The company also recently announced two new iPad Pro models equipped with M1 chips and a new Liquid Retina XDR display on the 12.9-inch model. Preorders opened on Friday and the devices will ship in the second half of May.
7 Comments
If you want to do real work on a tablet you get an iPad, end of story. The ‘competition’ are just media playback devices.
I use iPad for MS office when not at my desk, true. We have it set up to provide disaster service recording (mapping, photographing, documenting, monitoring, reporting) where it has replaced trimbles, which in the past were go to devices for that purpose but are very limited compared with an ipad. Any GPS capable device can do that though, although the large screen of the iPad is the best for that purpose.

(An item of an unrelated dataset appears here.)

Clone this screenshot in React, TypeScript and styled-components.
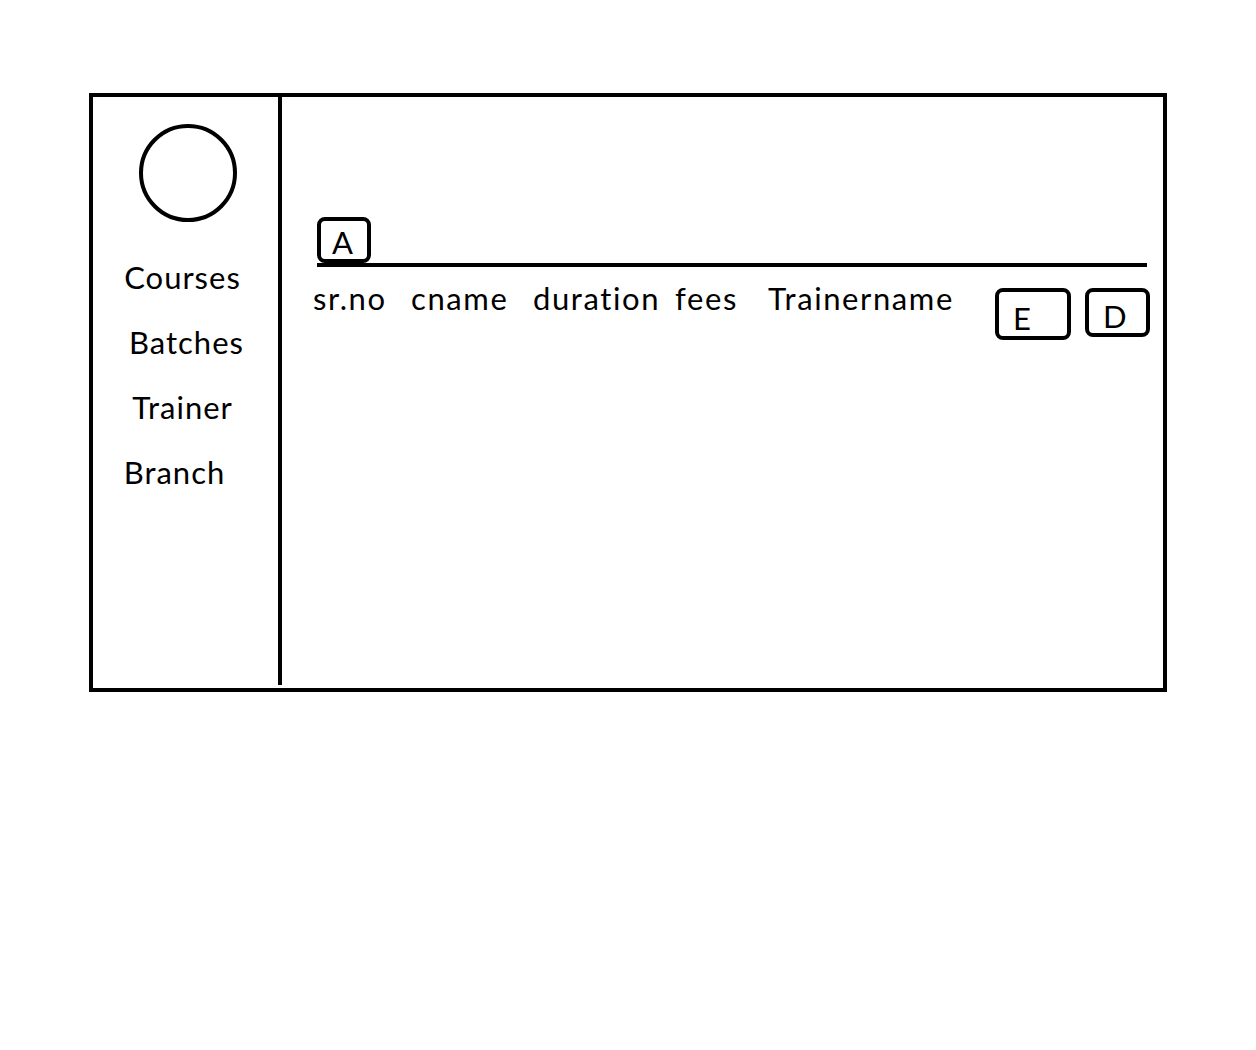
import React from 'react';
import styled, { createGlobalStyle } from 'styled-components';

const INK = '#000000';
const PAPER = '#ffffff';

const GlobalStyle = createGlobalStyle`
  html, body {
    margin: 0;
    background: ${PAPER};
  }
  body {
    font-family: Lato, "Open Sans", sans-serif;
    color: ${INK};
  }
`;

// =============================================================================
// Styled Components
// =============================================================================

const Page = styled.div`
  padding: 93px 0 0 89px;
  width: 1256px;
  height: 1050px;
  box-sizing: border-box;
`;

const Frame = styled.div`
  display: flex;
  width: 1078px;
  height: 599px;
  box-sizing: border-box;
  border: 4px solid ${INK};
`;

const Sidebar = styled.nav`
  display: flex;
  flex-direction: column;
  align-items: center;
  flex-shrink: 0;
  width: 189px;
  box-sizing: border-box;
  border-right: 4px solid ${INK};
  margin-bottom: 3px;
  padding-top: 27px;
`;

const Avatar = styled.div`
  width: 98px;
  height: 98px;
  box-sizing: border-box;
  border: 4px solid ${INK};
  border-radius: 50%;
  margin: 0 0 37px 4px;
`;

const NavItem = styled.div<{ $shift: number }>`
  font-size: 31px;
  line-height: 36px;
  letter-spacing: 1px;
  height: 65px;
  transform: translateX(${(p) => p.$shift}px);
`;

const Main = styled.main`
  flex: 1;
  min-width: 0;
  padding: 120px 16px 0 35px;
`;

const Toolbar = styled.div`
  display: flex;
  border-bottom: 4px solid ${INK};
`;

const Box = styled.button<{ $w: number; $h: number; $px: number; $py: number }>`
  display: flex;
  align-items: center;
  justify-content: flex-start;
  width: ${(p) => p.$w}px;
  height: ${(p) => p.$h}px;
  box-sizing: border-box;
  padding: ${(p) => p.$py}px 0 0 ${(p) => p.$px}px;
  border: 4px solid ${INK};
  border-radius: 8px;
  background: ${PAPER};
  color: ${INK};
  font-family: inherit;
  font-size: 31px;
  line-height: 1;
`;

const HeadRow = styled.div`
  display: grid;
  grid-template-columns: 98px 122px 142px 93px 227px 90px 65px;
  align-items: start;
  margin-left: -4px;
  padding-top: 21px;
`;

const HeadCell = styled.div`
  font-size: 31px;
  line-height: 36px;
  letter-spacing: 1.6px;
  margin-top: -8px;
`;

// =============================================================================
// Main Component
// =============================================================================

const navItems = [
  { label: 'Courses', shift: -3 },
  { label: 'Batches', shift: 1 },
  { label: 'Trainer', shift: -3 },
  { label: 'Branch', shift: -11 },
];

const columns = ['sr.no', 'cname', 'duration', 'fees', 'Trainername'];

const App = () => (
  <>
    <GlobalStyle />
    <Page>
      <Frame>
        <Sidebar>
          <Avatar />
          {navItems.map((item) => (
            <NavItem key={item.label} $shift={item.shift}>
              {item.label}
            </NavItem>
          ))}
        </Sidebar>
        <Main>
          <Toolbar>
            <Box $w={54} $h={46} $px={11} $py={4}>A</Box>
          </Toolbar>
          <HeadRow>
            {columns.map((c) => (
              <HeadCell key={c}>{c}</HeadCell>
            ))}
            <Box $w={76} $h={52} $px={14} $py={8}>E</Box>
            <Box $w={65} $h={49} $px={14} $py={8}>D</Box>
          </HeadRow>
        </Main>
      </Frame>
    </Page>
  </>
);

export default App;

At home the iPad has become my main device, replacing my iMac when it died. I use it for consumption, no doubt about it, but also the small amount of photo and video editing I might do, managing my home network, and general comms. And most email with work as it is quicker and easier than going to the bag for the work laptop. Heck I even answer the phone at home on it, rather than look for my iPhone.
anyway, LKrupp’s point is that Ipad has a myriad of apps written specifically for it. Competitor tablets mostly rely on phone apps scaled up to the larger screen. It ain’t pretty. It is jarring on a rare occasion trying to use an iPhone only app on an iPad. That is the usual experience on a competitor product for anything other than consumption.